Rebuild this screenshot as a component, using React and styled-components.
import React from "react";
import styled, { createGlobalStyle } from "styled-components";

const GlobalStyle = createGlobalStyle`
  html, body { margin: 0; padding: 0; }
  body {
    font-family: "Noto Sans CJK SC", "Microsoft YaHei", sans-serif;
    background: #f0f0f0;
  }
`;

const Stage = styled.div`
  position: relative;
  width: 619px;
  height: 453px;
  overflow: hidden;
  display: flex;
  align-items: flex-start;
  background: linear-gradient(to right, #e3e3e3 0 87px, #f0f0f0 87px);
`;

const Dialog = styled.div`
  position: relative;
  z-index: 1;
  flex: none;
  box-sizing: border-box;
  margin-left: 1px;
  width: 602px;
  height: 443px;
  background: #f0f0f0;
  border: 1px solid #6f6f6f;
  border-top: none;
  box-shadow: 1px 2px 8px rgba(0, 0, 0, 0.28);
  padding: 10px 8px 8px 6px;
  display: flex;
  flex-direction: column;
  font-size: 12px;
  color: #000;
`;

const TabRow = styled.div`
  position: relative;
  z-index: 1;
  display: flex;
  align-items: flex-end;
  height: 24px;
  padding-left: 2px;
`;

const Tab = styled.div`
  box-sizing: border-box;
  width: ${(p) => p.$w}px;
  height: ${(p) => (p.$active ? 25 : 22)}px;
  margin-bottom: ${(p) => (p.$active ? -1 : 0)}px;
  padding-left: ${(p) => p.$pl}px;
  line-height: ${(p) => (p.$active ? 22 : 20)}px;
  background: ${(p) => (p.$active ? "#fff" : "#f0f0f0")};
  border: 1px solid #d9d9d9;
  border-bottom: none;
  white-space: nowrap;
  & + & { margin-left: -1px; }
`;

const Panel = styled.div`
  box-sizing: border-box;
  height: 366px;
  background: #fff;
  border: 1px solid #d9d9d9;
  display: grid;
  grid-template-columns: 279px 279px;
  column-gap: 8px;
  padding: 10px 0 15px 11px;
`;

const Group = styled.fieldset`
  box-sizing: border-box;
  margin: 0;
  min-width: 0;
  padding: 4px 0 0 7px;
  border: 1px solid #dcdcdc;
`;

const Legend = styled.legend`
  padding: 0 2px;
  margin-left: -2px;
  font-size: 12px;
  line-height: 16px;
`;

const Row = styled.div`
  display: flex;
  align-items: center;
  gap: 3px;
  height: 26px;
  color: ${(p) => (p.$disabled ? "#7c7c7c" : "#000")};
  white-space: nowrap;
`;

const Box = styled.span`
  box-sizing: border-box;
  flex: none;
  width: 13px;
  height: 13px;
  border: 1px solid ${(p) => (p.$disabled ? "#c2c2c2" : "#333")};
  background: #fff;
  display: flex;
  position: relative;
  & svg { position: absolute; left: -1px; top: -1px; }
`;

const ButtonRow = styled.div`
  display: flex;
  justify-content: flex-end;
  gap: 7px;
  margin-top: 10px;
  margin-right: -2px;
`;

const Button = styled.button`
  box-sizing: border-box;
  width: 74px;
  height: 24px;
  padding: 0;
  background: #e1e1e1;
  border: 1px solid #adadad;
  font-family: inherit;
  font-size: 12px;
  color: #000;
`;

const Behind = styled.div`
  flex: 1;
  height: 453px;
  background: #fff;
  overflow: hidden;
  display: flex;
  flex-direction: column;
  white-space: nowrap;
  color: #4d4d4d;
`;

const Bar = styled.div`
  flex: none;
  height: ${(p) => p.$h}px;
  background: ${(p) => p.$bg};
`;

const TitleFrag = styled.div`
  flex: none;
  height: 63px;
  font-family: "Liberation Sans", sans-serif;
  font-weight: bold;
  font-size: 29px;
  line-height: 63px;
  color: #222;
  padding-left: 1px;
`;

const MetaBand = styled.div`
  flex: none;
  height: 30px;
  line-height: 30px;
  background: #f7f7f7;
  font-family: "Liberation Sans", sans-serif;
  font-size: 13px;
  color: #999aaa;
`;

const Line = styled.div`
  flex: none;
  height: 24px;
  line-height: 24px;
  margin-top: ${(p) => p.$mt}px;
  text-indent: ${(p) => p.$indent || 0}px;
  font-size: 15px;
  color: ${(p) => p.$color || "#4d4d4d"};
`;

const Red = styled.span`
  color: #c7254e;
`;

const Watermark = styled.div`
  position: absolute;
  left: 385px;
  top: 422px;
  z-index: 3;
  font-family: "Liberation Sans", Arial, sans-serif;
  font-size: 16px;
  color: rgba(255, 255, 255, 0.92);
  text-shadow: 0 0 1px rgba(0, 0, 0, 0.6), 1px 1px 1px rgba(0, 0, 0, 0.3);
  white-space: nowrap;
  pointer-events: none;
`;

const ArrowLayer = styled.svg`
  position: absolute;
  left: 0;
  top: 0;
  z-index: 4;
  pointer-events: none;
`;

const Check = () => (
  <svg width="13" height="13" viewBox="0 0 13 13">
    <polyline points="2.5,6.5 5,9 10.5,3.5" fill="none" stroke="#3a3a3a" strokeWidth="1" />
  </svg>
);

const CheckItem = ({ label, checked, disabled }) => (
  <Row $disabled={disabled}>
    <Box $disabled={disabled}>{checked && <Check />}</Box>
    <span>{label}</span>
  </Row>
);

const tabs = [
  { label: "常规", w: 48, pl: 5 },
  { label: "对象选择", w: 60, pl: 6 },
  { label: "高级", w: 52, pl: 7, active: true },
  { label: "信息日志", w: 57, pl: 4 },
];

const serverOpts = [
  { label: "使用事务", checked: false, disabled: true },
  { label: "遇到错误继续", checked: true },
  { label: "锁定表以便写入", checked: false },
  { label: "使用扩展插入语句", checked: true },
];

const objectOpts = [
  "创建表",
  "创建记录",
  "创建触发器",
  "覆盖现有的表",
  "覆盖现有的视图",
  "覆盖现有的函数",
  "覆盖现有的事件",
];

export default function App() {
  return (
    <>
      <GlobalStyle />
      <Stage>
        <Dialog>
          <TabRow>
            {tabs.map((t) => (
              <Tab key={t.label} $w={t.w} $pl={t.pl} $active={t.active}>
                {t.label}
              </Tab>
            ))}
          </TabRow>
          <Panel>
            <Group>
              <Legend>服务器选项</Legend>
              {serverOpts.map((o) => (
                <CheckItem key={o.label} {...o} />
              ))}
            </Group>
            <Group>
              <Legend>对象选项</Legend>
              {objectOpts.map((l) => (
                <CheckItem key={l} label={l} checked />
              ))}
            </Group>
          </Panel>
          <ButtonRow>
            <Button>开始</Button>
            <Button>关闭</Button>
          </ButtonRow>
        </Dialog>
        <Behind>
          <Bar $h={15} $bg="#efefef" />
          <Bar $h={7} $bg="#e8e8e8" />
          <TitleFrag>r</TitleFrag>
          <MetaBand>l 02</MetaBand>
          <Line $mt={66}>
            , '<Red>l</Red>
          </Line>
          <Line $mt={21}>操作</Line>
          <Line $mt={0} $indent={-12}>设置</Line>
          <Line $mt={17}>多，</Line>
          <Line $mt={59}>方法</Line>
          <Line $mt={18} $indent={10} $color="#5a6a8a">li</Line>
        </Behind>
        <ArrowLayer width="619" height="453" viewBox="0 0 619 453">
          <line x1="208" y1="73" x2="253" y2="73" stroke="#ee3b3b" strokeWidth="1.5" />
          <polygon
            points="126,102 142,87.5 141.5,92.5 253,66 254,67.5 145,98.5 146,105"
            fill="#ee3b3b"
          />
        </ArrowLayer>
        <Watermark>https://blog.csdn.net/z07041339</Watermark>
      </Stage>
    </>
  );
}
--
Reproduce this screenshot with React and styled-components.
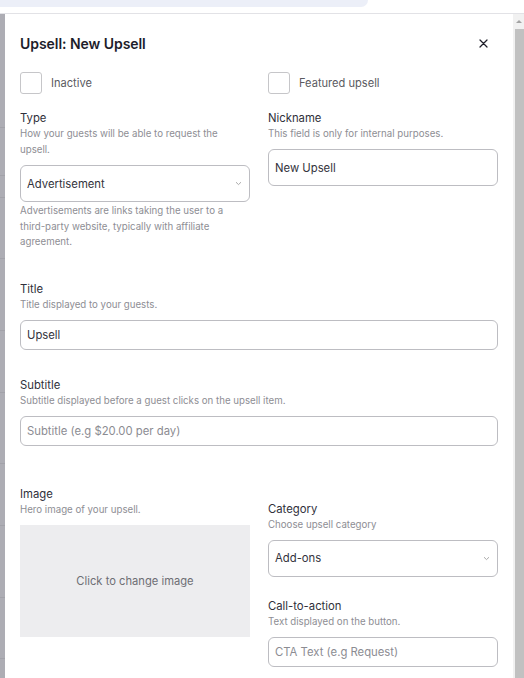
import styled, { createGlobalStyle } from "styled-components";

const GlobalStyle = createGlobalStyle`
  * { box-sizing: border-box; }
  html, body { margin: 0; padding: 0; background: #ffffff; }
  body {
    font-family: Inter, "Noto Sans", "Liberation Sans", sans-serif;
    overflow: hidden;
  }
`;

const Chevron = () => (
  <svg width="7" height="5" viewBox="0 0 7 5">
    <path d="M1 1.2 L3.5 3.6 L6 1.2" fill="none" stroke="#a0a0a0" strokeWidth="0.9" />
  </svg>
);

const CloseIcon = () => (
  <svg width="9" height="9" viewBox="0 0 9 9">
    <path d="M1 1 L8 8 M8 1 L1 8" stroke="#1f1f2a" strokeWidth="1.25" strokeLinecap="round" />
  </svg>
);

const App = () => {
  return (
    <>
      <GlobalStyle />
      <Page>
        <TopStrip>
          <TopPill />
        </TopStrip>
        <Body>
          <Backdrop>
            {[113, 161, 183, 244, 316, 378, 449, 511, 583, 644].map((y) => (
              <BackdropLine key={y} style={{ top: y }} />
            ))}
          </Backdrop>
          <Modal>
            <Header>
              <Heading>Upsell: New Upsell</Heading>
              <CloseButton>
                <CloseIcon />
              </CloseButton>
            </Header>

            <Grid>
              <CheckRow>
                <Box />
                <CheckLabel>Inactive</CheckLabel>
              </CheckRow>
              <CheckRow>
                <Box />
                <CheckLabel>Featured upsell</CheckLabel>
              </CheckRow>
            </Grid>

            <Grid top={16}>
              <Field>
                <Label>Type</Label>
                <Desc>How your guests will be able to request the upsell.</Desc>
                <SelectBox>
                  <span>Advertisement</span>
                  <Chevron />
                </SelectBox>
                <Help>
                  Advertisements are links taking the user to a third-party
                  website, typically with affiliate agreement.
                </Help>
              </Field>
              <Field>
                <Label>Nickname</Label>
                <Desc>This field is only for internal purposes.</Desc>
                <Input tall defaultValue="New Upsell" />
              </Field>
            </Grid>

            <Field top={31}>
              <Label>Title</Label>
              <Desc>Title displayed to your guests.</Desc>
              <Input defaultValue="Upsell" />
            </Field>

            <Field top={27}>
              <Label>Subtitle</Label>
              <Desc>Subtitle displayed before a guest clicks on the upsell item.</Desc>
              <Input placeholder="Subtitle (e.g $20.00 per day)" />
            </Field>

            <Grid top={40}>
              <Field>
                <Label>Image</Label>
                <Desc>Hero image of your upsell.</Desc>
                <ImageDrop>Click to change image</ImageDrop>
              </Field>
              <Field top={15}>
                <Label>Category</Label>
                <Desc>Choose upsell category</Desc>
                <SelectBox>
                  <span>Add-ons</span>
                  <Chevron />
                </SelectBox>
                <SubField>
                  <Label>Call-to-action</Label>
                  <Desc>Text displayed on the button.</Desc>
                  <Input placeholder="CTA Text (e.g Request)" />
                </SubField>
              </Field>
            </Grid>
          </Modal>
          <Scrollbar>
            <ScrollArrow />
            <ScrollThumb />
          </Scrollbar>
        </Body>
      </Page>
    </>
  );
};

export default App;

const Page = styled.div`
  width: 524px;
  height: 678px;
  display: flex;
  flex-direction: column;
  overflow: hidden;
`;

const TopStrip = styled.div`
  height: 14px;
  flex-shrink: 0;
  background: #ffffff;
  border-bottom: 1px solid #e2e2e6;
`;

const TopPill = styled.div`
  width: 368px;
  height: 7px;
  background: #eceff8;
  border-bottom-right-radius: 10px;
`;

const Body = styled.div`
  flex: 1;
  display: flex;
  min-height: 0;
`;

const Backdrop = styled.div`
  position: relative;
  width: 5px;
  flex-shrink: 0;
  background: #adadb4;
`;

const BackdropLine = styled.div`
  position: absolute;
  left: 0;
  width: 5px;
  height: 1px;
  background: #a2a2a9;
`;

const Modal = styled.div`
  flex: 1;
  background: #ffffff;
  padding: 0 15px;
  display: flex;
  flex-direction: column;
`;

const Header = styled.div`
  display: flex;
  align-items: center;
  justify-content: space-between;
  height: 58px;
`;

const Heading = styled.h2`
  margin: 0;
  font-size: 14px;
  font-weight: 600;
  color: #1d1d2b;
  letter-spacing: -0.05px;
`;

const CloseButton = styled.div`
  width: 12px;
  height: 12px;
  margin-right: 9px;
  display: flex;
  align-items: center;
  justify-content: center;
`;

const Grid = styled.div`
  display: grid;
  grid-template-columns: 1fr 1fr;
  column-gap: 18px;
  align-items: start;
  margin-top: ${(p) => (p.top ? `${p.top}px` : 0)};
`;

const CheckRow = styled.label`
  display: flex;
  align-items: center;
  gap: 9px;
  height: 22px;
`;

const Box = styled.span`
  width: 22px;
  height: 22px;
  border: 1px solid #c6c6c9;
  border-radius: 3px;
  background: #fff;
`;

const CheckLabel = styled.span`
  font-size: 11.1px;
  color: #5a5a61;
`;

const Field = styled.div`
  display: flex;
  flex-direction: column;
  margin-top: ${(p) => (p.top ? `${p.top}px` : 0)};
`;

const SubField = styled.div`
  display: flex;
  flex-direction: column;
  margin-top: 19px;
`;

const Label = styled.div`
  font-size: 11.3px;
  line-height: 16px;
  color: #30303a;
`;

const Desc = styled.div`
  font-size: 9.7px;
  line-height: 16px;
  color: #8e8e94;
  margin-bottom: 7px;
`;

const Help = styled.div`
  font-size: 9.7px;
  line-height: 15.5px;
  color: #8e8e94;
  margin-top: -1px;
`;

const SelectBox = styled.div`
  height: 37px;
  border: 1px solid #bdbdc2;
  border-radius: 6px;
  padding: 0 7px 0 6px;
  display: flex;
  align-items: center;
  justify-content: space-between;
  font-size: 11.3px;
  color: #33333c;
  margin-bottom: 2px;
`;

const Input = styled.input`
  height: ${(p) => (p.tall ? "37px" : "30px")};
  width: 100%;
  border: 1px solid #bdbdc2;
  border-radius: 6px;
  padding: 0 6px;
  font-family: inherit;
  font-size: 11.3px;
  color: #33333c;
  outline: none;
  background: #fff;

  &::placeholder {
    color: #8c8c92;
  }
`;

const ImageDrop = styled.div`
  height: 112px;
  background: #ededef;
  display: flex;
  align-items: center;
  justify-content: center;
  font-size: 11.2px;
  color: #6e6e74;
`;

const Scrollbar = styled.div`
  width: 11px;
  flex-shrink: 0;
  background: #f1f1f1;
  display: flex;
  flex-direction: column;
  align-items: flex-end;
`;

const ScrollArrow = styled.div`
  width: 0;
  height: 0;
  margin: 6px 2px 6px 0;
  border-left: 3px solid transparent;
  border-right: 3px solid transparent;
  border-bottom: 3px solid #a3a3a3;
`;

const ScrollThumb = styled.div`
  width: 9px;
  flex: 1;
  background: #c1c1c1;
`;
--
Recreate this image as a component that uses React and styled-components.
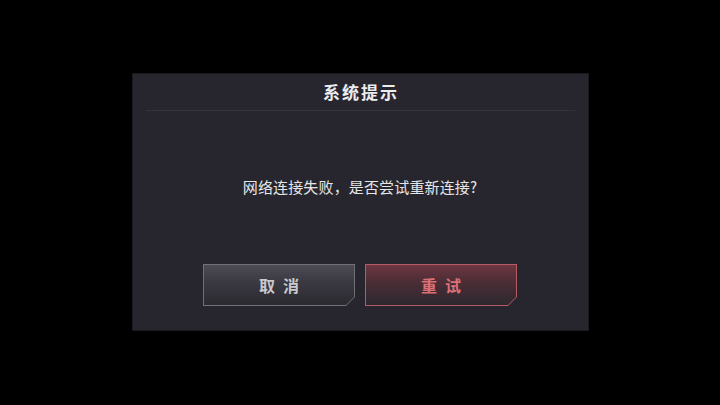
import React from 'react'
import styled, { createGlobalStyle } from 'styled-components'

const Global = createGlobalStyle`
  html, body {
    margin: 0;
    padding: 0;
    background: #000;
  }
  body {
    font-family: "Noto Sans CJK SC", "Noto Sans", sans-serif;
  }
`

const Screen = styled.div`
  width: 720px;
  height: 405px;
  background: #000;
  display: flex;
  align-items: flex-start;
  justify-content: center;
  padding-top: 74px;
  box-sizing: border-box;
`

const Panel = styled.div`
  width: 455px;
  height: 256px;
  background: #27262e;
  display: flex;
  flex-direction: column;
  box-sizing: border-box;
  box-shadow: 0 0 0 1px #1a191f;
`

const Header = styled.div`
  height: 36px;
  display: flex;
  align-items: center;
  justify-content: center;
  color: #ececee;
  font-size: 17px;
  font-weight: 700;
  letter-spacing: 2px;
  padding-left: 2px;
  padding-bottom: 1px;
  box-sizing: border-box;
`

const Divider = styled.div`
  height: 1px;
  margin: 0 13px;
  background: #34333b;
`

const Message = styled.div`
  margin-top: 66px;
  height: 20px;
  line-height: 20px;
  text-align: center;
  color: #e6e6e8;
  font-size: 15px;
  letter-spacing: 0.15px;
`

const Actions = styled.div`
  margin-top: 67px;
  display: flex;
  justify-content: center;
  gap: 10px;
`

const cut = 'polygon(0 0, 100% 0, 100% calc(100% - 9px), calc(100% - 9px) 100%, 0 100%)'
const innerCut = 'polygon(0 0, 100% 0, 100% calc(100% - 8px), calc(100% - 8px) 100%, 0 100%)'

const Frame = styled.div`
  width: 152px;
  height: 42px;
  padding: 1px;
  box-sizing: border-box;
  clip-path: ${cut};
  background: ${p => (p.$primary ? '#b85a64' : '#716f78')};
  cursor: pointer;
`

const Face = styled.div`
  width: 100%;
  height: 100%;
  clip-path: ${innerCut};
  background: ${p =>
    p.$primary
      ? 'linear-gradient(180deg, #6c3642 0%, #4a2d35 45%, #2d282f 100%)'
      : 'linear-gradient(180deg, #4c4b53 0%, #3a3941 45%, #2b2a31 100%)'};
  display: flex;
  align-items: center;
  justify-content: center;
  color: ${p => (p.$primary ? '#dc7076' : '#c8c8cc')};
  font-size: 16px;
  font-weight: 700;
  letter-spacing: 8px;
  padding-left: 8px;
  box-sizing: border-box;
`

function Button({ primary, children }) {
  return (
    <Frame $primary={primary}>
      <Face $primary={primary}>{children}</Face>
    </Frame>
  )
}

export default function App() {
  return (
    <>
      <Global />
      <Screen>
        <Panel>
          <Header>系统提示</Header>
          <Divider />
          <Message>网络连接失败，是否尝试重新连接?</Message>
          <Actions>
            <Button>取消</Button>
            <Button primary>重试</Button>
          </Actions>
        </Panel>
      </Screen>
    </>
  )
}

▸ **Instruction**: Check each line of the entries above, and show every one holding the word "React".

▸ **Response below**:
Rebuild this screenshot as a component, using React and styled-components.
import React from "react";
Reproduce this screenshot with React and styled-components.
Recreate this image as a component that uses React and styled-components.
import React from 'react'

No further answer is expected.